* [Directions]: Copy all of the material word for word, except for the pictures.

* [Dataset section]:
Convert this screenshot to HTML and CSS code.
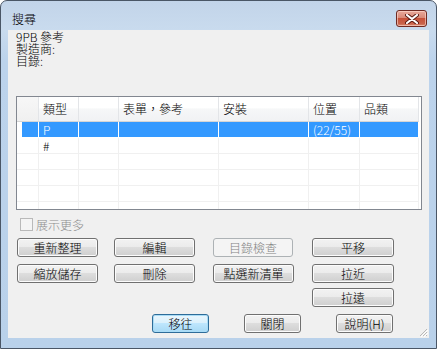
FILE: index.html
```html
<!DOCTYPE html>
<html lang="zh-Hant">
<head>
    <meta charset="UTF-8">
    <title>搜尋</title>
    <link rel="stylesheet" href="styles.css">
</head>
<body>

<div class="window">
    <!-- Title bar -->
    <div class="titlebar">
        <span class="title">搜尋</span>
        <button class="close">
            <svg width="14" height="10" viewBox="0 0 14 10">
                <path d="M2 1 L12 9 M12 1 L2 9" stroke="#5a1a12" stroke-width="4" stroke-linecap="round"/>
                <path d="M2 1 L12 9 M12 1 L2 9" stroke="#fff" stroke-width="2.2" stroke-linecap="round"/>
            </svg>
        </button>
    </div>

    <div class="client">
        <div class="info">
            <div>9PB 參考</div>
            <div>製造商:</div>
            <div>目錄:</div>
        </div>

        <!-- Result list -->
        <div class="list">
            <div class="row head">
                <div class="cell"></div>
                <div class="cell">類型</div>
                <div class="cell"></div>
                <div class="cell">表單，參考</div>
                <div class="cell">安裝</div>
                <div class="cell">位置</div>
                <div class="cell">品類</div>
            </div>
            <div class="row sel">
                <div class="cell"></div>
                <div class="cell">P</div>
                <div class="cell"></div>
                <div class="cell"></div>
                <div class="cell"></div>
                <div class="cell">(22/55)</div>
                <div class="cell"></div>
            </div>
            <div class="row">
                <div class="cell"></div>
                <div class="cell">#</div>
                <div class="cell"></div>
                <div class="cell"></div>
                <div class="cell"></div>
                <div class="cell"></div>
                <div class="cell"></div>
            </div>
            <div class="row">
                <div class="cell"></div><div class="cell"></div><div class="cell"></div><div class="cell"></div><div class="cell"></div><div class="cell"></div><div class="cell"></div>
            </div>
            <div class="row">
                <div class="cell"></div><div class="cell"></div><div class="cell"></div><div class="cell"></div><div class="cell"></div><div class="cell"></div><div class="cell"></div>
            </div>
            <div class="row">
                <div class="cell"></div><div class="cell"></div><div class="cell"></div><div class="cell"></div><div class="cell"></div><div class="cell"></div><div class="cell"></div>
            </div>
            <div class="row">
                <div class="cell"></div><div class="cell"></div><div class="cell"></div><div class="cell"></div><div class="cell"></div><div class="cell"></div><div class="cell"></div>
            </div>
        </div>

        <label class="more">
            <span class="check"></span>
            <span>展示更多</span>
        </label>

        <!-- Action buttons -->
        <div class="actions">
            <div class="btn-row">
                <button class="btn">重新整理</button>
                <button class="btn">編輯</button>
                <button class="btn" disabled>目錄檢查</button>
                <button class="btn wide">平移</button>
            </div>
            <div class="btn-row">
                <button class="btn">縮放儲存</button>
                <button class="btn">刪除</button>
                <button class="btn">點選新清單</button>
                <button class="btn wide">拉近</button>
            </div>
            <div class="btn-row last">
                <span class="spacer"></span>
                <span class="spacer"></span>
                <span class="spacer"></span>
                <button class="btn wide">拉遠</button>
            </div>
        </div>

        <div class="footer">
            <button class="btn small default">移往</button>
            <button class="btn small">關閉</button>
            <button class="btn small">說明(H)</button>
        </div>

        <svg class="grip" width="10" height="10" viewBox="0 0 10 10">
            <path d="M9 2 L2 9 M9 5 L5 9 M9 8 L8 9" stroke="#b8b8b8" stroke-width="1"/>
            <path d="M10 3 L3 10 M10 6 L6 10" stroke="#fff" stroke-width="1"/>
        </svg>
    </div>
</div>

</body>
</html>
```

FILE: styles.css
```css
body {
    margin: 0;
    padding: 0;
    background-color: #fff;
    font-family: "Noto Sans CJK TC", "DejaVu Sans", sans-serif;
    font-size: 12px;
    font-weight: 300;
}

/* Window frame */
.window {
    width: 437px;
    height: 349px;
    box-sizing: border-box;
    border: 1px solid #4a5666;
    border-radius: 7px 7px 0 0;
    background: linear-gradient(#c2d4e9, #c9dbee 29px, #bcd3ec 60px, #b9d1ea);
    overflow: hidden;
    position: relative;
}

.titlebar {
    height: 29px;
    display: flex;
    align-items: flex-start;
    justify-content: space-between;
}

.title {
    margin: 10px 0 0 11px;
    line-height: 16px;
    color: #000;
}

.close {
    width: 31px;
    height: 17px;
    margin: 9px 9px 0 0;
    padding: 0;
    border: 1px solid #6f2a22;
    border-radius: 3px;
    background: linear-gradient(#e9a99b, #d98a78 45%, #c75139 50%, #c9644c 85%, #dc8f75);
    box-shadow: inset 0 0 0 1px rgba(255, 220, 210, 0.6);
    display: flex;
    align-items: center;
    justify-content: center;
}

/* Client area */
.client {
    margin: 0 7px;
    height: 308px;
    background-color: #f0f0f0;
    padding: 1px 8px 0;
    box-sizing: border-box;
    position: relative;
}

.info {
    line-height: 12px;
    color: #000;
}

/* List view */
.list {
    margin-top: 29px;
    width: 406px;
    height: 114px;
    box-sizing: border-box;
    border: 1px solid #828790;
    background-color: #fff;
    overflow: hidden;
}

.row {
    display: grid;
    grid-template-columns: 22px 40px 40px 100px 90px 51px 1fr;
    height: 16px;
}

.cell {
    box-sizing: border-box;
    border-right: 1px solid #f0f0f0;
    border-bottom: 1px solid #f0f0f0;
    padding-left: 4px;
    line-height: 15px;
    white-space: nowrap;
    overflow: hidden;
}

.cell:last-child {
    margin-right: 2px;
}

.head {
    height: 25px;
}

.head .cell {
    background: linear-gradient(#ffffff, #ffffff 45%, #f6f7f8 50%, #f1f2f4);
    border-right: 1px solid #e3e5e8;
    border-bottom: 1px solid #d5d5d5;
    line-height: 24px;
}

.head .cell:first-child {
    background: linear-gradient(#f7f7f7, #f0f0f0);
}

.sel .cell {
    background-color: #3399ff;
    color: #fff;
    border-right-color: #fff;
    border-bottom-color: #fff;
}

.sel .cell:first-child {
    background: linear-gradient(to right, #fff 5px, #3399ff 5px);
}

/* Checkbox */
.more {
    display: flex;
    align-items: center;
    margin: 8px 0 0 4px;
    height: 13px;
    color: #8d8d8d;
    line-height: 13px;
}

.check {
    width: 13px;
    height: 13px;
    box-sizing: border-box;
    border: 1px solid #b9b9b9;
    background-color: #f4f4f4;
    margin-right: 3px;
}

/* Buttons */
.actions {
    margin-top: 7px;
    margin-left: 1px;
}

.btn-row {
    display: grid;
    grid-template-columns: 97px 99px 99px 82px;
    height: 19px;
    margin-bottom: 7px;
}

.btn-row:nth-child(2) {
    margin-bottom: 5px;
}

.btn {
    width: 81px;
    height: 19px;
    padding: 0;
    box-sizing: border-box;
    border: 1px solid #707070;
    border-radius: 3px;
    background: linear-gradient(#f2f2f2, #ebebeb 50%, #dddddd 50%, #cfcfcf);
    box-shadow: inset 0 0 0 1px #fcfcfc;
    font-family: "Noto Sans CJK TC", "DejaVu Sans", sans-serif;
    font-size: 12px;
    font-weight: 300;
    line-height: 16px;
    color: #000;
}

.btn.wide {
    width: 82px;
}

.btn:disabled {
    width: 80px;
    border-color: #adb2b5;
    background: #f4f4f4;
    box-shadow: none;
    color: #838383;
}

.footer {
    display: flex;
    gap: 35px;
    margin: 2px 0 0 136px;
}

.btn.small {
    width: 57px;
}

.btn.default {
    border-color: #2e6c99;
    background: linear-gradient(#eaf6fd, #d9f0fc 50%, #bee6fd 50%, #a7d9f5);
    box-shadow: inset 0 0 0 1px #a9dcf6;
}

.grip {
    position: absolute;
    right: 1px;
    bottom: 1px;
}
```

* [Written solution]:
Convert this screenshot to HTML and CSS code.
FILE: index.html
```html
<!DOCTYPE html>
<html lang="zh-Hant">
<head>
    <meta charset="UTF-8">
    <title>搜尋</title>
    <link rel="stylesheet" href="styles.css">
</head>
<body>

<div class="window">
    <!-- Title bar -->
    <div class="titlebar">
        <span class="title">搜尋</span>
        <button class="close">
            <svg width="14" height="10" viewBox="0 0 14 10">
                <path d="M2 1 L12 9 M12 1 L2 9" stroke="#5a1a12" stroke-width="4" stroke-linecap="round"/>
                <path d="M2 1 L12 9 M12 1 L2 9" stroke="#fff" stroke-width="2.2" stroke-linecap="round"/>
            </svg>
        </button>
    </div>

    <div class="client">
        <div class="info">
            <div>9PB 參考</div>
            <div>製造商:</div>
            <div>目錄:</div>
        </div>

        <!-- Result list -->
        <div class="list">
            <div class="row head">
                <div class="cell"></div>
                <div class="cell">類型</div>
                <div class="cell"></div>
                <div class="cell">表單，參考</div>
                <div class="cell">安裝</div>
                <div class="cell">位置</div>
                <div class="cell">品類</div>
            </div>
            <div class="row sel">
                <div class="cell"></div>
                <div class="cell">P</div>
                <div class="cell"></div>
                <div class="cell"></div>
                <div class="cell"></div>
                <div class="cell">(22/55)</div>
                <div class="cell"></div>
            </div>
            <div class="row">
                <div class="cell"></div>
                <div class="cell">#</div>
                <div class="cell"></div>
                <div class="cell"></div>
                <div class="cell"></div>
                <div class="cell"></div>
                <div class="cell"></div>
            </div>
            <div class="row">
                <div class="cell"></div><div class="cell"></div><div class="cell"></div><div class="cell"></div><div class="cell"></div><div class="cell"></div><div class="cell"></div>
            </div>
            <div class="row">
                <div class="cell"></div><div class="cell"></div><div class="cell"></div><div class="cell"></div><div class="cell"></div><div class="cell"></div><div class="cell"></div>
            </div>
            <div class="row">
                <div class="cell"></div><div class="cell"></div><div class="cell"></div><div class="cell"></div><div class="cell"></div><div class="cell"></div><div class="cell"></div>
            </div>
            <div class="row">
                <div class="cell"></div><div class="cell"></div><div class="cell"></div><div class="cell"></div><div class="cell"></div><div class="cell"></div><div class="cell"></div>
            </div>
        </div>

        <label class="more">
            <span class="check"></span>
            <span>展示更多</span>
        </label>

        <!-- Action buttons -->
        <div class="actions">
            <div class="btn-row">
                <button class="btn">重新整理</button>
                <button class="btn">編輯</button>
                <button class="btn" disabled>目錄檢查</button>
                <button class="btn wide">平移</button>
            </div>
            <div class="btn-row">
                <button class="btn">縮放儲存</button>
                <button class="btn">刪除</button>
                <button class="btn">點選新清單</button>
                <button class="btn wide">拉近</button>
            </div>
            <div class="btn-row last">
                <span class="spacer"></span>
                <span class="spacer"></span>
                <span class="spacer"></span>
                <button class="btn wide">拉遠</button>
            </div>
        </div>

        <div class="footer">
            <button class="btn small default">移往</button>
            <button class="btn small">關閉</button>
            <button class="btn small">說明(H)</button>
        </div>

        <svg class="grip" width="10" height="10" viewBox="0 0 10 10">
            <path d="M9 2 L2 9 M9 5 L5 9 M9 8 L8 9" stroke="#b8b8b8" stroke-width="1"/>
            <path d="M10 3 L3 10 M10 6 L6 10" stroke="#fff" stroke-width="1"/>
        </svg>
    </div>
</div>

</body>
</html>
```

FILE: styles.css
```css
body {
    margin: 0;
    padding: 0;
    background-color: #fff;
    font-family: "Noto Sans CJK TC", "DejaVu Sans", sans-serif;
    font-size: 12px;
    font-weight: 300;
}

/* Window frame */
.window {
    width: 437px;
    height: 349px;
    box-sizing: border-box;
    border: 1px solid #4a5666;
    border-radius: 7px 7px 0 0;
    background: linear-gradient(#c2d4e9, #c9dbee 29px, #bcd3ec 60px, #b9d1ea);
    overflow: hidden;
    position: relative;
}

.titlebar {
    height: 29px;
    display: flex;
    align-items: flex-start;
    justify-content: space-between;
}

.title {
    margin: 10px 0 0 11px;
    line-height: 16px;
    color: #000;
}

.close {
    width: 31px;
    height: 17px;
    margin: 9px 9px 0 0;
    padding: 0;
    border: 1px solid #6f2a22;
    border-radius: 3px;
    background: linear-gradient(#e9a99b, #d98a78 45%, #c75139 50%, #c9644c 85%, #dc8f75);
    box-shadow: inset 0 0 0 1px rgba(255, 220, 210, 0.6);
    display: flex;
    align-items: center;
    justify-content: center;
}

/* Client area */
.client {
    margin: 0 7px;
    height: 308px;
    background-color: #f0f0f0;
    padding: 1px 8px 0;
    box-sizing: border-box;
    position: relative;
}

.info {
    line-height: 12px;
    color: #000;
}

/* List view */
.list {
    margin-top: 29px;
    width: 406px;
    height: 114px;
    box-sizing: border-box;
    border: 1px solid #828790;
    background-color: #fff;
    overflow: hidden;
}

.row {
    display: grid;
    grid-template-columns: 22px 40px 40px 100px 90px 51px 1fr;
    height: 16px;
}

.cell {
    box-sizing: border-box;
    border-right: 1px solid #f0f0f0;
    border-bottom: 1px solid #f0f0f0;
    padding-left: 4px;
    line-height: 15px;
    white-space: nowrap;
    overflow: hidden;
}

.cell:last-child {
    margin-right: 2px;
}

.head {
    height: 25px;
}

.head .cell {
    background: linear-gradient(#ffffff, #ffffff 45%, #f6f7f8 50%, #f1f2f4);
    border-right: 1px solid #e3e5e8;
    border-bottom: 1px solid #d5d5d5;
    line-height: 24px;
}

.head .cell:first-child {
    background: linear-gradient(#f7f7f7, #f0f0f0);
}

.sel .cell {
    background-color: #3399ff;
    color: #fff;
    border-right-color: #fff;
    border-bottom-color: #fff;
}

.sel .cell:first-child {
    background: linear-gradient(to right, #fff 5px, #3399ff 5px);
}

/* Checkbox */
.more {
    display: flex;
    align-items: center;
    margin: 8px 0 0 4px;
    height: 13px;
    color: #8d8d8d;
    line-height: 13px;
}

.check {
    width: 13px;
    height: 13px;
    box-sizing: border-box;
    border: 1px solid #b9b9b9;
    background-color: #f4f4f4;
    margin-right: 3px;
}

/* Buttons */
.actions {
    margin-top: 7px;
    margin-left: 1px;
}

.btn-row {
    display: grid;
    grid-template-columns: 97px 99px 99px 82px;
    height: 19px;
    margin-bottom: 7px;
}

.btn-row:nth-child(2) {
    margin-bottom: 5px;
}

.btn {
    width: 81px;
    height: 19px;
    padding: 0;
    box-sizing: border-box;
    border: 1px solid #707070;
    border-radius: 3px;
    background: linear-gradient(#f2f2f2, #ebebeb 50%, #dddddd 50%, #cfcfcf);
    box-shadow: inset 0 0 0 1px #fcfcfc;
    font-family: "Noto Sans CJK TC", "DejaVu Sans", sans-serif;
    font-size: 12px;
    font-weight: 300;
    line-height: 16px;
    color: #000;
}

.btn.wide {
    width: 82px;
}

.btn:disabled {
    width: 80px;
    border-color: #adb2b5;
    background: #f4f4f4;
    box-shadow: none;
    color: #838383;
}

.footer {
    display: flex;
    gap: 35px;
    margin: 2px 0 0 136px;
}

.btn.small {
    width: 57px;
}

.btn.default {
    border-color: #2e6c99;
    background: linear-gradient(#eaf6fd, #d9f0fc 50%, #bee6fd 50%, #a7d9f5);
    box-shadow: inset 0 0 0 1px #a9dcf6;
}

.grip {
    position: absolute;
    right: 1px;
    bottom: 1px;
}
```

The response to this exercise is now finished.